男鹿市自体を再興しようとしていて、酒蔵の経営以外にも、地域活性化に関する様々な取り組みをされていました。地域を盛り上げようとしている蔵の姿に触れ、若潮酒造としても取り組むべきビジョンを社内で共有できたのは大きな収穫でした。
ーー伝統的な会社でありながら、フットワークの軽さを感じます。
上村: これまでは、新しい活路を見出すためにスピーディーに新商品を開発することに注力していました。
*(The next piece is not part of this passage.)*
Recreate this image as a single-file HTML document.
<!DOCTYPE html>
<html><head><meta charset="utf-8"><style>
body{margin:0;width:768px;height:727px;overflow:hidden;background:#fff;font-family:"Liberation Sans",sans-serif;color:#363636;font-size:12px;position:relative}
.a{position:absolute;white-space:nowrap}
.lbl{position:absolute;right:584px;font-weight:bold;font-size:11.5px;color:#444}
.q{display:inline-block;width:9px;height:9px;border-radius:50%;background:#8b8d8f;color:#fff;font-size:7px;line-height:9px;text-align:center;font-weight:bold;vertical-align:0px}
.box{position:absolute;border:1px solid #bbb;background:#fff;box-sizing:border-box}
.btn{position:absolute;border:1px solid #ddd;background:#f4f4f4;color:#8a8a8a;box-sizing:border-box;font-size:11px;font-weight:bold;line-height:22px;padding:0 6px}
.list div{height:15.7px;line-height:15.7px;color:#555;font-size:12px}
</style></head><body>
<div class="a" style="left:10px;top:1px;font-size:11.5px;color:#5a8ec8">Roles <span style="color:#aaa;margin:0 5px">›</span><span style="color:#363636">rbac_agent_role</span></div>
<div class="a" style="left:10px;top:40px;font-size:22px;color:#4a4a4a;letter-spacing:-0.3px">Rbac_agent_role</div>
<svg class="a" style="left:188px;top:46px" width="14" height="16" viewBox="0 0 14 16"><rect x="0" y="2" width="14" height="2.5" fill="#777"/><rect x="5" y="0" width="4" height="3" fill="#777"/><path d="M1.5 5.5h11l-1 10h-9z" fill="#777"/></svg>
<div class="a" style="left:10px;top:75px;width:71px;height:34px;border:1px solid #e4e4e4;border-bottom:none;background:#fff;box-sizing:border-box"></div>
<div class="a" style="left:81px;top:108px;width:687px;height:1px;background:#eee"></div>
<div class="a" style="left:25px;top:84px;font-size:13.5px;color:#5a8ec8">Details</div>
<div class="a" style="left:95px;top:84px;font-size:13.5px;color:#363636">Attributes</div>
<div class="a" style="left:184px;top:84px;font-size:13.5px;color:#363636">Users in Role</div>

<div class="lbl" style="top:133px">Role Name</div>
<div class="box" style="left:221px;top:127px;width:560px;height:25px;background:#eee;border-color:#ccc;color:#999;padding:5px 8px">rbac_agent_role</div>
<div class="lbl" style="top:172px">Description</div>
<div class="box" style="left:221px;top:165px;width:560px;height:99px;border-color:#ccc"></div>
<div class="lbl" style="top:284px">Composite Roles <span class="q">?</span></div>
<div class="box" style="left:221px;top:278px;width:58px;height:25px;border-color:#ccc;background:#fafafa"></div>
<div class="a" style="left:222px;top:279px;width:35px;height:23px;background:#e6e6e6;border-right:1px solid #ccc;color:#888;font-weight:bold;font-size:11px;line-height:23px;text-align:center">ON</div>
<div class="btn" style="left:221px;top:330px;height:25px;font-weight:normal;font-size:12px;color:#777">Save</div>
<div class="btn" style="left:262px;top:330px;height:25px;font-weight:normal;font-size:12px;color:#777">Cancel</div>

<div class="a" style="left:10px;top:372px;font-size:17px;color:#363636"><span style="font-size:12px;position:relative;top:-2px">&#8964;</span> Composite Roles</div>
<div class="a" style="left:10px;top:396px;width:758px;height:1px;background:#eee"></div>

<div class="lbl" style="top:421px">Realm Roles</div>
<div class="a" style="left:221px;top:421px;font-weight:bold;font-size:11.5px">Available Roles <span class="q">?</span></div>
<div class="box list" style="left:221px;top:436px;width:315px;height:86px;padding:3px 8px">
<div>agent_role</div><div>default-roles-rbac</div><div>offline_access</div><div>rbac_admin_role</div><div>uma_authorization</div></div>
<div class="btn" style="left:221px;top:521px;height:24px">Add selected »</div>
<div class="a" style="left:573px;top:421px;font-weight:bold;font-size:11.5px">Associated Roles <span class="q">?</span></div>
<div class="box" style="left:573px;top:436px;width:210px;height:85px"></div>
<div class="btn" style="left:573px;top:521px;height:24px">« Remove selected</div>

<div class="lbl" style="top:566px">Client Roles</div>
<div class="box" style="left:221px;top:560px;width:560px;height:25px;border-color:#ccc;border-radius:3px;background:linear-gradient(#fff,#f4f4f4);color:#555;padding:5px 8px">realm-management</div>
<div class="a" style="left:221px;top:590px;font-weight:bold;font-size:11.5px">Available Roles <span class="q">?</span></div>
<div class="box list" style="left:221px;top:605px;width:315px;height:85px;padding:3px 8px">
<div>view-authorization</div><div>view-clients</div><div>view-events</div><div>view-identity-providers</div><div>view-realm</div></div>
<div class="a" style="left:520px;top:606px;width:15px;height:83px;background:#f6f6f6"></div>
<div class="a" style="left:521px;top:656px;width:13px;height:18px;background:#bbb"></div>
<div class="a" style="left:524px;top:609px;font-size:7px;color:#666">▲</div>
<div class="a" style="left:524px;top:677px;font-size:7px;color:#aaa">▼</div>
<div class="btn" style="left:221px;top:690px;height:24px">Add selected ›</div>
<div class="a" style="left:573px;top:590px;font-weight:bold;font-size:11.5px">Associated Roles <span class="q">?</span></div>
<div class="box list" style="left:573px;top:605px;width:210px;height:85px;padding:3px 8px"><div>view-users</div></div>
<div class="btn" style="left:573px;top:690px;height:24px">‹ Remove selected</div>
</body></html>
そうした挑戦的な風土は元々ありましたが、今回のプロジェクトを通じて、会社全体として新しいことに取り組む姿勢がより加速したと感じています。

協働日本の「想い」で人が繋がり、新たな挑戦の輪が広がる
ーー以前、副業人材の方と取り組んでいたときとの違いはありましたか?
上村: 以前は、私がプロジェクトマネージャーとして副業人材と社内を繋ぐ役割を担っていましたが、協働日本さんの場合はPM自体の役割もバックアップしてくださり、サポート体制が充実している点が助かりました。これから外部のプロ人材との取り組みを始めたい方には、協働日本さんの伴走支援はとてもおすすめです。
ーープロジェクトの中で、特に印象に残っている言葉やエピソードはありますか?
上村: 協働プロの渡辺さんから「ファン施策の担当者は、数字を追わない方がいい」と言われたことですね。
担当者がフォロワー数や売上を意識しすぎると、ファンが離れてしまうからと。そこで、SNS担当はファン体験の最大化に専念、数字管理は上村氏が担うという役割分担を徹底しました。この視点は、ファンマーケティングを進める上で非常に重要だと感じました。
ーー最後に、今後協働日本がどうなっていくか、メッセージも兼ねてお聞かせください。
上村: 代表の村松さんの熱い想いが、その動きに出ていると感じます。副業に関するプラットフォームはたくさんありますが、協働日本さんは「想い」を核に差別化されているように感じます。
また、同じく協働日本さんが携わっている「かごしまチャレンジャーサミット」という事業を通じて、鹿児島だけでなく全国の人と繋がる機会を提供してもらえるのは本当にありがたかったです。

今回、「かごしまチャレンジャーサミット」で知り合った企業5社とコラボしてイベントを開催するなど、協働日本さんとの繋がりから新しい取り組みが生まれています。同じ熱量を持った仲間と出会える機会は貴重なので、今後もこのような機会を提供してくださることを期待しています。
ーー本日はありがとうございました!引き続きよろしくお願いいたします!

上村 曜介 / Kamimura Yosuke
鹿児島県大崎町出身。筑波大学大学院で微生物学を専攻後、味の素株式会社にて発酵技術の研究職として約7年間勤務。2018年に若潮酒造株式会社に入社。香り系芋焼酎「GLOW」や木樽蒸留ジン「424GIN」、地元の規格外農産物を活用したスピリッツ「f spirits」などの商品開発を担当。2024年より同社取締役。